## What is required
Where a line holds "components", copy it.

(Interface markup and scripts)
_ _ _

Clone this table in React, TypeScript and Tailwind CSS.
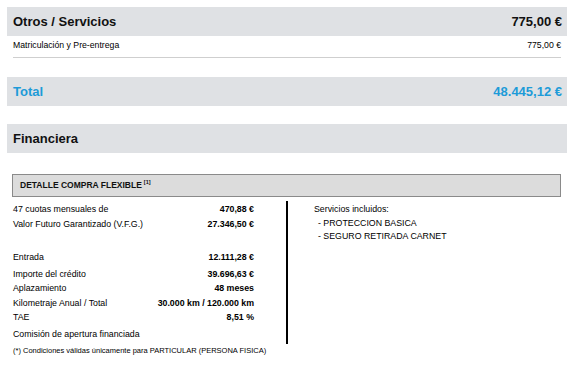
import React from 'react';

const font = { fontFamily: '"Liberation Sans", Arial, sans-serif' };

const rows1 = [
  { label: '47 cuotas mensuales de', value: '470,88 €' },
  { label: 'Valor Futuro Garantizado (V.F.G.)', value: '27.346,50 €' },
];

const rows2 = [
  { label: 'Entrada', value: '12.111,28 €', extra: '' },
  { label: 'Importe del crédito', value: '39.696,63 €', extra: 'mt-[2px]' },
  { label: 'Aplazamiento', value: '48 meses', extra: '' },
  { label: 'Kilometraje Anual / Total', value: '30.000 km / 120.000 km', extra: '' },
  { label: 'TAE', value: '8,51 %', extra: '' },
  { label: 'Comisión de apertura financiada', value: '', extra: 'mt-[2px]' },
];

function Band({ title, amount, blue }: { title: string; amount?: string; blue?: boolean }) {
  return (
    <div
      className={`h-[29px] bg-[#dfe1e4] flex items-center justify-between pl-[6px] pr-[5px] text-[13px] font-bold ${
        blue ? 'text-[#1d9bd8]' : 'text-[#111]'
      }`}
    >
      <span>{title}</span>
      {amount && <span>{amount}</span>}
    </div>
  );
}

export default function App() {
  return (
    <div className="w-[584px] h-[367px] bg-white pl-[7px] pt-[7px] overflow-hidden" style={font}>
      <div className="w-[560px]">
        <Band title="Otros / Servicios" amount="775,00 €" />
        <div className="mx-[6px] h-[22px] pt-[2px] flex justify-between text-[8.7px] leading-[14px] text-black border-b border-[#cfcfcf]">
          <span>Matriculación y Pre-entrega</span>
          <span>775,00 €</span>
        </div>

        <div className="mt-[19px]">
          <Band title="Total" amount="48.445,12 €" blue />
        </div>

        <div className="mt-[18px]">
          <Band title="Financiera" />
        </div>

        <div className="mt-[21px] ml-[5px] w-[549px] h-[23px] bg-[#dcdcdc] border border-[#8a8a8a] flex items-center pl-[7px] text-[8.5px] font-bold text-[#111]">
          DETALLE COMPRA FLEXIBLE
          <sup className="text-[5.5px] ml-[2px] -top-[4px]">[1]</sup>
        </div>

        <div className="flex ml-[6px] mt-[4px]">
          <div className="w-[241px] pt-[1px] pb-[3px] text-[8.8px] leading-[12px] text-black">
            {rows1.map((r) => (
              <div key={r.label} className="h-[14.5px] flex items-center justify-between">
                <span>{r.label}</span>
                <span className="font-bold">{r.value}</span>
              </div>
            ))}
            <div className="h-[19px]" />
            {rows2.map((r) => (
              <div key={r.label} className={`h-[14.5px] flex items-center justify-between ${r.extra}`}>
                <span>{r.label}</span>
                <span className="font-bold">{r.value}</span>
              </div>
            ))}
          </div>
          <div className="ml-[32px] w-[2px] bg-black" />
          <div className="ml-[26px] pt-[1px] text-[8.8px] leading-[12px] text-black">
            <div className="h-[14px] flex items-center">Servicios incluidos:</div>
            <div className="h-[13px] flex items-center pl-[4px]">- PROTECCION BASICA</div>
            <div className="h-[13px] flex items-center pl-[4px]">- SEGURO RETIRADA CARNET</div>
          </div>
        </div>

        <div className="ml-[6px] mt-[1px] text-[7.5px] leading-[12px] text-black">
          (*) Condiciones válidas únicamente para PARTICULAR (PERSONA FISICA)
        </div>
      </div>
    </div>
  );
}
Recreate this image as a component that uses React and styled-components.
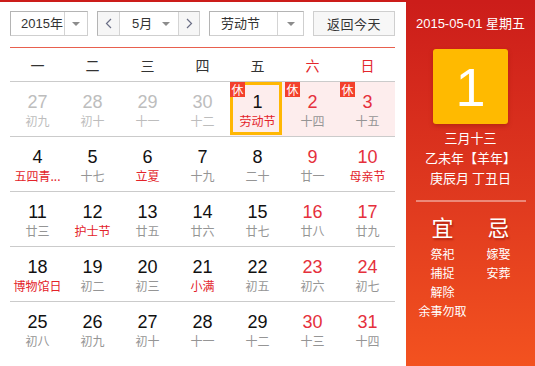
import React from 'react';
import styled, { createGlobalStyle } from 'styled-components';

const GlobalStyle = createGlobalStyle`
  html, body {
    margin: 0;
    padding: 0;
    background: #fff;
  }
  body {
    font-family: 'Liberation Sans', 'Noto Sans CJK SC', sans-serif;
  }
`;

const Widget = styled.div`
  width: 535px;
  height: 364px;
  display: flex;
  border-top: 2px solid #cc1d1a;
  overflow: hidden;
`;

const Main = styled.div`
  width: 406px;
  flex-shrink: 0;
  padding: 9px 11px 0 10px;
  box-sizing: border-box;
`;

const Toolbar = styled.div`
  display: flex;
  gap: 9px;
  height: 25px;
  font-size: 13px;
  color: #333;
`;

const SelectBox = styled.div`
  width: ${p => p.$w}px;
  display: flex;
  box-sizing: border-box;
  border: 1px solid #b4b4b4;
  border-right-color: #cfcfcf;
  border-bottom-color: #cfcfcf;
  background: #fff;
`;

const SelectText = styled.div`
  flex: 1;
  display: flex;
  align-items: center;
  padding-left: ${p => p.$pad || 10}px;
  line-height: 23px;
`;

const ArrowPart = styled.div`
  width: ${p => p.$w || 22}px;
  border-left: ${p => (p.$noline ? 'none' : '1px solid #d4d4d4')};
  display: flex;
  align-items: center;
  justify-content: center;
`;

const Tri = styled.span`
  width: 0;
  height: 0;
  border-left: 4px solid transparent;
  border-right: 4px solid transparent;
  border-top: 4px solid #8c8c8c;
`;

const NavBtn = styled.div`
  width: ${p => p.$w}px;
  display: flex;
  align-items: center;
  justify-content: center;
  background: #f6f6f6;
  ${p => (p.$left ? 'border-right: 1px solid #d4d4d4;' : 'border-left: 1px solid #d4d4d4;')}
`;

const TodayBtn = styled.div`
  width: 82px;
  box-sizing: border-box;
  border: 1px solid #cfcfcf;
  background: #f7f7f7;
  display: flex;
  align-items: center;
  justify-content: center;
  letter-spacing: 0.5px;
`;

const WeekHeader = styled.div`
  margin-top: 11px;
  display: grid;
  grid-template-columns: repeat(7, 55px);
  height: 33px;
  border-top: 1px solid #e8604e;
  border-bottom: 1px solid #cbcbcb;
`;

const WeekDay = styled.div`
  display: flex;
  align-items: center;
  justify-content: center;
  font-size: 14px;
  color: ${p => (p.$red ? '#e3262c' : '#333')};
`;

const Row = styled.div`
  display: grid;
  grid-template-columns: repeat(7, 55px);
  height: 54px;
  border-bottom: ${p => (p.$last ? 'none' : '1px solid #cbcbcb')};
`;

const Cell = styled.div`
  position: relative;
  text-align: center;
  background: ${p => (p.$holiday ? '#fdeded' : 'transparent')};
  ${p => p.$selected && `
    &::after {
      content: '';
      position: absolute;
      top: 0;
      left: 0;
      right: 3px;
      bottom: 1px;
      border: 3px solid #ffb703;
      background: rgba(253, 237, 237, 0.5);
      z-index: 0;
    }
  `}
`;

const DayNum = styled.div`
  position: relative;
  z-index: 1;
  padding-top: 10px;
  font-size: 18px;
  line-height: 20px;
  color: ${p => p.$color};
`;

const Lunar = styled.div`
  position: relative;
  z-index: 1;
  margin-top: 1px;
  padding: 0 2px;
  font-size: 12px;
  line-height: 16px;
  color: ${p => p.$color};
  white-space: nowrap;
  font-family: 'Noto Sans CJK SC', sans-serif;
`;

const RestBadge = styled.span`
  position: absolute;
  top: 0;
  left: 0;
  z-index: 2;
  width: 15px;
  height: 15px;
  background: #f3402c;
  color: #fff;
  font-size: 12px;
  line-height: 15px;
  text-align: center;
  font-family: 'Noto Sans CJK SC', sans-serif;
`;

const Side = styled.div`
  flex: 1;
  background: linear-gradient(180deg, #cc1d1a 0%, #e03a1f 55%, #f3521f 100%);
  color: #fff;
  display: flex;
  flex-direction: column;
  align-items: center;
`;

const SideDate = styled.div`
  margin-top: 13px;
  font-size: 13px;
  line-height: 18px;
`;

const BigDay = styled.div`
  margin-top: 16px;
  width: 75px;
  height: 75px;
  border-radius: 3px;
  background: #ffba00;
  box-shadow: 0 2px 4px rgba(120, 20, 0, 0.35);
  display: flex;
  align-items: center;
  justify-content: center;
  font-size: 54px;
  line-height: 1;
`;

const LunarInfo = styled.div`
  margin-top: 4px;
  font-size: 13px;
  line-height: 20px;
  text-align: center;
  font-family: 'Noto Sans CJK SC', sans-serif;
`;

const Divider = styled.div`
  margin-top: 12px;
  width: 110px;
  height: 2px;
  background: rgba(255, 255, 255, 0.4);
`;

const Almanac = styled.div`
  margin-top: 11px;
  display: grid;
  grid-template-columns: 56px 56px;
  font-family: 'Noto Sans CJK SC', sans-serif;
`;

const AlmanacCol = styled.div`
  display: flex;
  flex-direction: column;
  align-items: center;
`;

const AlmanacHead = styled.div`
  font-size: 22px;
  line-height: 26px;
  text-shadow: 1px 2px 2px rgba(110, 0, 0, 0.45);
  margin-bottom: 5px;
`;

const AlmanacItem = styled.div`
  font-size: 12px;
  line-height: 19px;
  white-space: nowrap;
`;

const Chevron = ({ dir }) => (
  <svg width="7" height="11" viewBox="0 0 7 11">
    <polyline
      points={dir === 'left' ? '6,1 1.5,5.5 6,10' : '1,1 5.5,5.5 1,10'}
      fill="none"
      stroke="#6b6f86"
      strokeWidth="1.2"
    />
  </svg>
);

const weekDays = ['一', '二', '三', '四', '五', '六', '日'];

// [day, lunar, flags] — o: other month, f: festival, h: holiday, s: selected
const weeks = [
  [[27, '初九', 'o'], [28, '初十', 'o'], [29, '十一', 'o'], [30, '十二', 'o'], [1, '劳动节', 'fhs'], [2, '十四', 'h'], [3, '十五', 'h']],
  [[4, '五四青...', 'f'], [5, '十七'], [6, '立夏', 'f'], [7, '十九'], [8, '二十'], [9, '廿一'], [10, '母亲节', 'f']],
  [[11, '廿三'], [12, '护士节', 'f'], [13, '廿五'], [14, '廿六'], [15, '廿七'], [16, '廿八'], [17, '廿九']],
  [[18, '博物馆日', 'f'], [19, '初二'], [20, '初三'], [21, '小满', 'f'], [22, '初五'], [23, '初六'], [24, '初七']],
  [[25, '初八'], [26, '初九'], [27, '初十'], [28, '十一'], [29, '十二'], [30, '十三'], [31, '十四']],
];

const DayCell = ({ day, lunar, flags = '', col }) => {
  const other = flags.includes('o');
  const weekend = col >= 5;
  const numColor = other ? '#bdbdbd' : weekend ? '#e5303c' : '#111';
  const lunarColor = other ? '#bdbdbd' : flags.includes('f') ? '#e3232a' : '#959595';
  return (
    <Cell $holiday={flags.includes('h') || flags.includes('s')} $selected={flags.includes('s')}>
      {flags.includes('h') && <RestBadge>休</RestBadge>}
      <DayNum $color={numColor}>{day}</DayNum>
      <Lunar $color={lunarColor}>{lunar}</Lunar>
    </Cell>
  );
};

const App = () => (
  <>
    <GlobalStyle />
    <Widget>
      <Main>
        <Toolbar>
          <SelectBox $w={78}>
            <SelectText>2015年</SelectText>
            <ArrowPart><Tri /></ArrowPart>
          </SelectBox>
          <SelectBox $w={103}>
            <NavBtn $w={21} $left><Chevron dir="left" /></NavBtn>
            <SelectText $pad={12}>5月</SelectText>
            <ArrowPart $w={24} $noline><Tri /></ArrowPart>
            <NavBtn $w={20}><Chevron dir="right" /></NavBtn>
          </SelectBox>
          <SelectBox $w={95}>
            <SelectText $pad={11}>劳动节</SelectText>
            <ArrowPart $w={25}><Tri /></ArrowPart>
          </SelectBox>
          <TodayBtn>返回今天</TodayBtn>
        </Toolbar>

        <WeekHeader>
          {weekDays.map((d, i) => (
            <WeekDay key={d} $red={i >= 5}>{d}</WeekDay>
          ))}
        </WeekHeader>

        {weeks.map((week, wi) => (
          <Row key={wi} $last={wi === weeks.length - 1}>
            {week.map(([day, lunar, flags], ci) => (
              <DayCell key={ci} day={day} lunar={lunar} flags={flags} col={ci} />
            ))}
          </Row>
        ))}
      </Main>

      <Side>
        <SideDate>2015-05-01 星期五</SideDate>
        <BigDay>1</BigDay>
        <LunarInfo>
          <div>三月十三</div>
          <div>乙未年【羊年】</div>
          <div>庚辰月 丁丑日</div>
        </LunarInfo>
        <Divider />
        <Almanac>
          <AlmanacCol>
            <AlmanacHead>宜</AlmanacHead>
            <AlmanacItem>祭祀</AlmanacItem>
            <AlmanacItem>捕捉</AlmanacItem>
            <AlmanacItem>解除</AlmanacItem>
            <AlmanacItem>余事勿取</AlmanacItem>
          </AlmanacCol>
          <AlmanacCol>
            <AlmanacHead>忌</AlmanacHead>
            <AlmanacItem>嫁娶</AlmanacItem>
            <AlmanacItem>安葬</AlmanacItem>
          </AlmanacCol>
        </Almanac>
      </Side>
    </Widget>
  </>
);

export default App;
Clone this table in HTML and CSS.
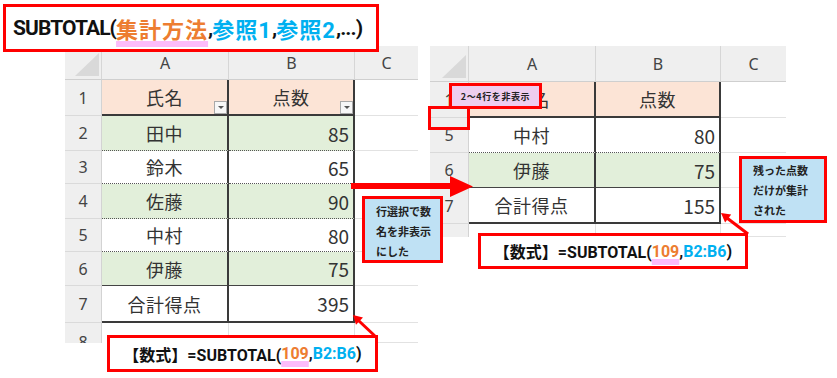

_ _ _

## Expected answer
Recreate this image as a component that uses React and styled-components.
import styled, { createGlobalStyle } from 'styled-components';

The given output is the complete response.